December 14, 2023

WISD and EMU's first cohort of parapros to graduate with special education endorsement

The program addresses the critical shortage of special education teachers in the state

After a rigorous three-and-a-half-year program, 19 paraprofessionals representing Washtenaw Intermediate School District (WISD) will have something to brag about this December – a special education endorsement from Eastern Michigan University.

The Paraprofessional-to-Teacher Certification Pilot Program, spearheaded by Eastern and WISD, is designed to invest in existing public school employees who are interested in becoming special education teachers. The program, made possible by a special waiver granted by the Michigan Department of Education, focuses on areas of critical need for educators. These include specialties such as emotional impairment and learning disabilities, autism spectrum disorders, and cognitive impairment. These specialized programs are primarily established through partnerships with the WISD and local public school districts.

Since its inception in the fall of 2020, the program has gained momentum. "EMU and WISD have showcased a successful approach by leveraging their paraeducators, and this inaugural cohort has exemplified remarkable strength,” said Myung-Sook Koh, professor of special education and faculty director for Grow Your Own Programs at EMU.

“With the highest retention rate and a rapid adaptation to the distinctive challenges faced by members of this pioneering program, they have set a high standard for excellence," said Koh. 

Luther Mayfield, a first-cohort student graduating this month, is an example of perseverance and a testament to the program’s impact. Despite experiencing the loss of several family members in a short period, Mayfield continued to pursue his passion of becoming a special education teacher.

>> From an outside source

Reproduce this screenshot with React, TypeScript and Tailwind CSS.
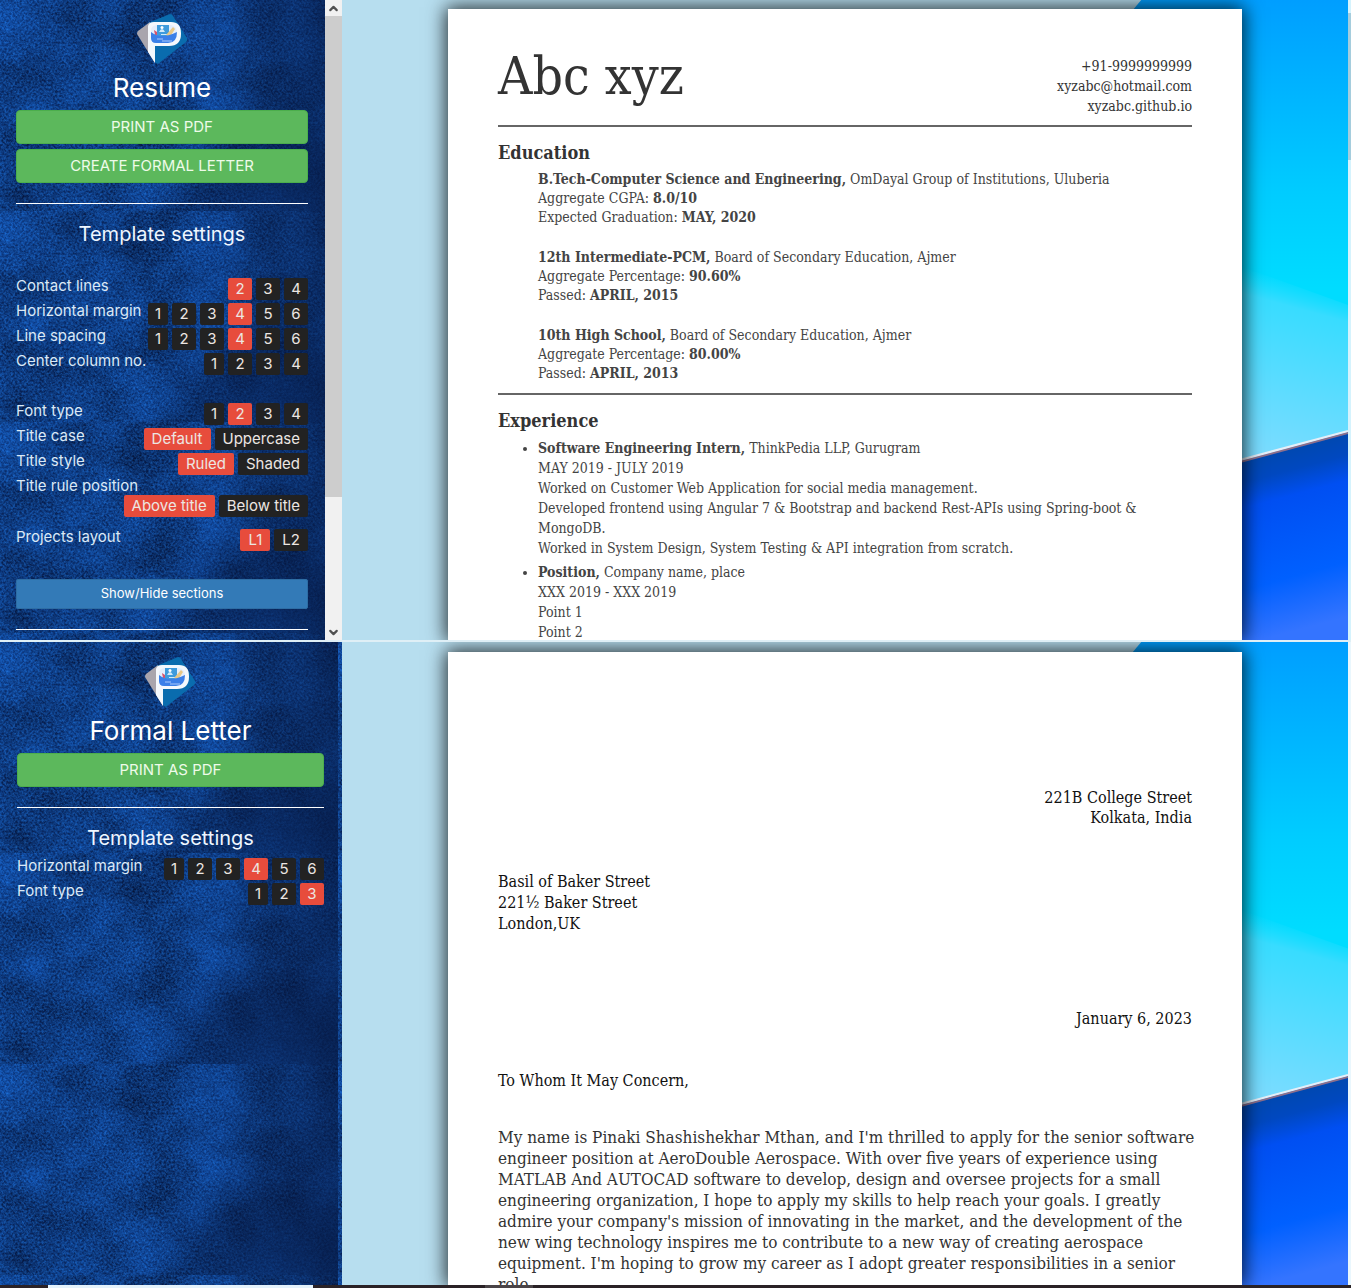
import { ChevronDown, ChevronUp } from "lucide-react";
import type { ReactNode } from "react";

function Logo() {
  return (
    <svg viewBox="0 0 51 51" className="mx-auto size-[51px]" aria-label="Logo" role="img">
      <path d="M33 0 Q35 0 36 2 L50 24 Q51 26 49 28 L22 49 Q20 51 18 48 L11 9 Z" fill="#0a6cae" />
      <path d="M1 17 L13 8 L18 49 L0 20 Q0 18 1 17 Z" fill="#a9a5ad" />
      <path d="M11 12 Q12 8 17 8 H34 Q44 8 44 19 V20 Q44 32 32 32 H18 V49 L11 38 Z" fill="#f4f8fd" />
      <path d="M14 17 Q14 11 20 11 H34 Q40 12 40 19 Q40 29 31 29 H19 Q14 29 14 24 Z" fill="#e4eefc" />
      <path d="M20 11 H32 V25 H20 Z" fill="#3f9bdc" />
      <circle cx="25" cy="13.5" r="1.5" fill="#fff" />
      <path d="M22 18 Q25 12 28 18 Z M24 20h6v1h-6z M25 22h5v1h-5z" fill="#cfe9fa" />
      <path d="M29 21 L36 13 L38 15 L33 23 Z" fill="#e8c887" />
      <path d="M17 16 l3 2 v3 h-2 Z" fill="#d9536c" />
      <path d="M14 18 Q24 26 40 18 Q40 29 31 29 H19 Q14 29 14 24 Z" fill="#3b7fe8" />
      <path d="M20 25h6M25 27h10" stroke="#c7dcff" strokeWidth="0.8" />
    </svg>
  );
}

function Texture({ id, seed }: { id: string; seed: number }) {
  return (
    <svg className="absolute inset-0 -z-10 h-full w-full bg-[#0d3a80]" aria-hidden="true">
      <defs>
        <filter id={id + "-cloud"} x="0" y="0" width="100%" height="100%" colorInterpolationFilters="sRGB">
          <feTurbulence type="fractalNoise" baseFrequency="0.016" numOctaves={6} seed={seed} />
          <feColorMatrix values="0.08 0 0 0 0.02  0.36 0 0 0 0.06  0.7 0 0 0 0.18  0 0 0 0 1" />
        </filter>
        <filter id={id + "-grain"} x="0" y="0" width="100%" height="100%" colorInterpolationFilters="sRGB">
          <feTurbulence type="fractalNoise" baseFrequency="0.45" numOctaves={3} seed={seed + 3} />
          <feColorMatrix values="0.3 0 0 0 -0.1  1 0 0 0 -0.25  1.6 0 0 0 -0.28  0 0 0 0 0.35" />
        </filter>
        <linearGradient id={id + "-shade"}>
          <stop offset="0.5" stopColor="#061c4a" stopOpacity="0" />
          <stop offset="1" stopColor="#061c4a" stopOpacity="0.6" />
        </linearGradient>
        <radialGradient id={id + "-corner"} cx="0.85" cy="0.9" r="0.45">
          <stop offset="0" stopColor="#061c4a" stopOpacity="0.55" />
          <stop offset="1" stopColor="#061c4a" stopOpacity="0" />
        </radialGradient>
        <pattern id={id + "-tile"} width="338" height="211" patternUnits="userSpaceOnUse">
          <rect width="338" height="211" filter={`url(#${id}-cloud)`} />
          <rect width="338" height="211" filter={`url(#${id}-grain)`} />
          <rect width="338" height="211" fill={`url(#${id}-shade)`} />
          <rect width="338" height="211" fill={`url(#${id}-corner)`} />
        </pattern>
      </defs>
      <rect width="100%" height="100%" fill={`url(#${id}-tile)`} />
    </svg>
  );
}

function Backdrop({ id }: { id: string }) {
  return (
    <svg
      className="absolute inset-0 -z-10 h-full w-full"
      viewBox="0 0 1007 640"
      preserveAspectRatio="none"
      aria-hidden="true"
    >
      <defs>
        <linearGradient id={id + "-sky"} x1="0" y1="0" x2="0" y2="1">
          <stop offset="0" stopColor="#009eff" />
          <stop offset="0.3" stopColor="#00ccff" />
          <stop offset="0.45" stopColor="#00dcff" />
        </linearGradient>
        <linearGradient
          id={id + "-glow"}
          gradientUnits="userSpaceOnUse"
          x1="915"
          y1="270"
          x2="866"
          y2="450"
        >
          <stop offset="0" stopColor="#2cdcff" stopOpacity="0" />
          <stop offset="0.14" stopColor="#38dcff" />
          <stop offset="1" stopColor="#80dcff" />
        </linearGradient>
        <linearGradient
          id={id + "-sea"}
          gradientUnits="userSpaceOnUse"
          x1="900"
          y1="461"
          x2="946"
          y2="633"
        >
          <stop offset="0" stopColor="#0048b0" />
          <stop offset="0.12" stopColor="#0048c0" />
          <stop offset="0.26" stopColor="#004ff2" />
          <stop offset="0.7" stopColor="#0060ff" />
          <stop offset="1" stopColor="#3474ff" />
        </linearGradient>
      </defs>
      <rect width="1007" height="640" fill="#b7deef" />
      <path d="M800 0 H1007 V640 H780 V24 Z" fill={`url(#${id}-sky)`} />
      <path d="M860 252 L1007 305 V440 L860 475 Z" fill={`url(#${id}-glow)`} />
      <path d="M880 466 L1007 432 V640 H880 Z" fill={`url(#${id}-sea)`} />
      <path d="M880 467 L1007 433" stroke="#8c6f8c" strokeWidth="2" />
      <path d="M880 465 L1007 431" stroke="#e6eef8" strokeWidth="2" />
    </svg>
  );
}

function GreenButton({ children }: { children: ReactNode }) {
  return (
    <button className="h-[34px] w-full rounded border border-[#4cae4c] bg-[#5cb85c] text-[15px] text-[#eefbe9]">
      {children}
    </button>
  );
}

function Setting({
  label,
  options,
  active,
  stacked = false,
}: {
  label: string;
  options: string[];
  active?: string;
  stacked?: boolean;
}) {
  return (
    <div
      role="group"
      aria-label={label}
      className={stacked ? "flex flex-col" : "flex h-[22px] items-start justify-between"}
    >
      <span className={stacked ? "h-[17px] leading-4 whitespace-nowrap" : "leading-4 whitespace-nowrap"}>{label}</span>
      <div className="flex justify-end gap-1">
        {options.map((o) => (
          <button
            key={o}
            aria-pressed={o === active}
            className={[
              "h-[22px] rounded-xs text-center leading-[22px] whitespace-nowrap text-[#ece6e2]",
              o === active ? "bg-[#e74c3c]" : "bg-[#222222]",
              o === "1" ? "w-5" : o.length === 1 ? "w-6" : "px-2",
            ].join(" ")}
          >
            {o}
          </button>
        ))}
      </div>
    </div>
  );
}

function Desk({ children }: { children: ReactNode }) {
  return (
    <main className="relative isolate flex min-w-0 flex-1 justify-center overflow-hidden">
      {children}
    </main>
  );
}

const sheet =
  "w-[794px] shrink-0 bg-white px-[50px] shadow-[0_0_18px_2px_rgba(0,0,0,0.8)] font-['DejaVu_Serif_Condensed','DejaVu_Serif',serif]";

function Entry({ title, place, children }: { title: string; place: string; children: ReactNode }) {
  return (
    <li>
      <b>{title}</b> {place}
      <br />
      {children}
    </li>
  );
}

function ResumeSection() {
  return (
    <section className="flex min-h-0">
      <aside className="relative isolate w-[325px] shrink-0 overflow-hidden px-4 pt-3.5 pr-[17px] font-[Inter,sans-serif] text-[15px] text-[#dbe9f6]">
        <Texture id="tex-a" seed={4} />
        <Logo />
        <h1 className="mt-1.5 mb-1.5 h-[33px] text-center text-[26px] leading-[33px] text-white">Resume</h1>
        <div className="flex flex-col gap-[5px]">
          <GreenButton>PRINT AS PDF</GreenButton>
          <GreenButton>CREATE FORMAL LETTER</GreenButton>
        </div>
        <hr className="mt-5 border-white" />
        <h2 className="mt-5 text-center text-xl leading-5 text-[#eef6ff]">Template settings</h2>
        <div className="mt-[34px] flex flex-col gap-[3px]">
          <Setting label="Contact lines" options={["2", "3", "4"]} active="2" />
          <Setting label="Horizontal margin" options={["1", "2", "3", "4", "5", "6"]} active="4" />
          <Setting label="Line spacing" options={["1", "2", "3", "4", "5", "6"]} active="4" />
          <Setting label="Center column no." options={["1", "2", "3", "4"]} />
        </div>
        <div className="mt-7 flex flex-col gap-[3px]">
          <Setting label="Font type" options={["1", "2", "3", "4"]} active="2" />
          <Setting label="Title case" options={["Default", "Uppercase"]} active="Default" />
          <Setting label="Title style" options={["Ruled", "Shaded"]} active="Ruled" />
          <Setting label="Title rule position" options={["Above title", "Below title"]} active="Above title" stacked />
        </div>
        <div className="mt-3">
          <Setting label="Projects layout" options={["L1", "L2"]} active="L1" />
        </div>
        <button className="mt-7 h-[30px] w-full rounded-xs border border-[#2e6da4] bg-[#337ab7] text-[13px] text-white">
          Show/Hide sections
        </button>
        <hr className="mt-5 border-white" />
      </aside>
      <div className="flex w-[17px] shrink-0 flex-col bg-[#f1f1f1] text-[#505050]">
        <ChevronUp size={13} strokeWidth={4} className="mx-auto mt-0.5 mb-px shrink-0" />
        <div className="h-[481px] bg-[#cdcdcd]" />
        <ChevronDown size={13} strokeWidth={4} className="mx-auto mt-auto mb-px shrink-0" />
      </div>
      <Desk>
        <Backdrop id="bg-a" />
        <article className={sheet + " mt-[9px] text-[#444444]"}>
          <header className="flex items-start justify-between border-b-2 border-[#666666] pt-[35px] pb-[9px] text-[#333333]">
            <h2 className="text-[53px] leading-[64px]">Abc xyz</h2>
            <address className="pt-3 text-right text-sm leading-5 not-italic">
              +91-9999999999
              <br />
              xyzabc@hotmail.com
              <br />
              xyzabc.github.io
            </address>
          </header>
          <h3 className="mt-3 text-lg leading-7 font-bold text-[#333333]">Education</h3>
          <ul className="mt-[3px] flex flex-col gap-[21px] border-b-2 border-[#666666] pb-2.5 pl-10 text-sm leading-[19px] whitespace-nowrap">
            <Entry title="B.Tech-Computer Science and Engineering," place="OmDayal Group of Institutions, Uluberia">
              Aggregate CGPA: <b>8.0/10</b>
              <br />
              Expected Graduation: <b>MAY, 2020</b>
            </Entry>
            <Entry title="12th Intermediate-PCM," place="Board of Secondary Education, Ajmer">
              Aggregate Percentage: <b>90.60%</b>
              <br />
              Passed: <b>APRIL, 2015</b>
            </Entry>
            <Entry title="10th High School," place="Board of Secondary Education, Ajmer">
              Aggregate Percentage: <b>80.00%</b>
              <br />
              Passed: <b>APRIL, 2013</b>
            </Entry>
          </ul>
          <h3 className="mt-3 text-lg leading-7 font-bold text-[#333333]">Experience</h3>
          <ul className="mt-[3px] flex list-disc flex-col gap-1 pl-10 text-sm leading-5 whitespace-nowrap">
            <Entry title="Software Engineering Intern," place="ThinkPedia LLP, Gurugram">
              MAY 2019 - JULY 2019
              <br />
              Worked on Customer Web Application for social media management.
              <br />
              Developed frontend using Angular 7 &amp; Bootstrap and backend Rest-APIs using Spring-boot &amp;
              <br />
              MongoDB.
              <br />
              Worked in System Design, System Testing &amp; API integration from scratch.
            </Entry>
            <Entry title="Position," place="Company name, place">
              XXX 2019 - XXX 2019
              <br />
              Point 1
              <br />
              Point 2
            </Entry>
          </ul>
        </article>
      </Desk>
      <div className="w-[3px] shrink-0 bg-[#d5f3fd] pt-[13px]">
        <div className="h-[147px] bg-[#a5cddd]" />
      </div>
    </section>
  );
}

function LetterSection() {
  return (
    <section className="flex min-h-0">
      <aside className="relative isolate w-[342px] shrink-0 overflow-hidden pt-[15px] pr-[18px] pl-[17px] font-[Inter,sans-serif] text-[15px] text-[#dbe9f6]">
        <Texture id="tex-b" seed={4} />
        <Logo />
        <h1 className="mt-1.5 mb-1.5 h-[33px] text-center text-[26px] leading-[33px] text-white">Formal Letter</h1>
        <GreenButton>PRINT AS PDF</GreenButton>
        <hr className="mt-5 border-white" />
        <h2 className="mt-5 text-center text-xl leading-5 text-[#eef6ff]">Template settings</h2>
        <div className="mt-2.5 flex flex-col gap-[3px]">
          <Setting label="Horizontal margin" options={["1", "2", "3", "4", "5", "6"]} active="4" />
          <Setting label="Font type" options={["1", "2", "3"]} active="3" />
        </div>
      </aside>
      <Desk>
        <Backdrop id="bg-b" />
        <article className={sheet + " mt-2.5 pt-[136px] text-[17px] leading-[21px] whitespace-nowrap text-[#333333]"}>
          <address className="text-right text-base leading-5 text-[#111111] not-italic">
            221B College Street
            <br />
            Kolkata, India
          </address>
          <address className="mt-[43px] text-base leading-[21px] text-[#111111] not-italic">
            Basil of Baker Street
            <br />
            221½ Baker Street
            <br />
            London,UK
          </address>
          <p className="mt-[74px] text-right text-base leading-[21px] text-[#111111]">January 6, 2023</p>
          <p className="mt-[41px] text-base leading-[21px] text-[#111111]">To Whom It May Concern,</p>
          <p className="mt-9">
            My name is Pinaki Shashishekhar Mthan, and I'm thrilled to apply for the senior software
            <br />
            engineer position at AeroDouble Aerospace. With over five years of experience using
            <br />
            MATLAB And AUTOCAD software to develop, design and oversee projects for a small
            <br />
            engineering organization, I hope to apply my skills to help reach your goals. I greatly
            <br />
            admire your company's mission of innovating in the market, and the development of the
            <br />
            new wing technology inspires me to contribute to a new way of creating aerospace
            <br />
            equipment. I'm hoping to grow my career as I adopt greater responsibilities in a senior
            <br />
            role.
          </p>
        </article>
      </Desk>
      <div className="w-[3px] shrink-0 bg-[#eaf7fd]" />
    </section>
  );
}

export default function App() {
  return (
    <div className="flex h-screen flex-col bg-[#dfeff6]">
      <div className="grid min-h-0 flex-1 grid-rows-[minmax(0,640fr)_minmax(0,643fr)] gap-0.5">
        <ResumeSection />
        <LetterSection />
      </div>
      <div className="flex h-[3px] shrink-0 bg-[#2a2226] pl-12">
        <div className="w-[265px] bg-[#e4f2fb]" />
        <div className="ml-[172px] w-12 bg-[#4a4447]" />
      </div>
    </div>
  );
}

“I'm grateful for the para-to-teacher certification program because it allowed me to advance my career teaching in the classroom,” said Mayfield. “I'm also thankful that this program prepared me for the Michigan Test for Teacher Certification and that I passed the examination on the first attempt.” 

“These 19 new special education teachers bring a unique knowledge, energy and passion to our school communities here in Washtenaw County,” shared WISD Superintendent Naomi Norman. The backgrounds, experiences, and identities of Washtenaw County’s paraprofessionals are also more reflective of the diverse student populations in classrooms today.  “They have been embedded into our schools for years as paraprofessionals, so they already know our students, their families, and our school communities - and that is priceless. The impact these new teachers will have because of this program will be tremendous.”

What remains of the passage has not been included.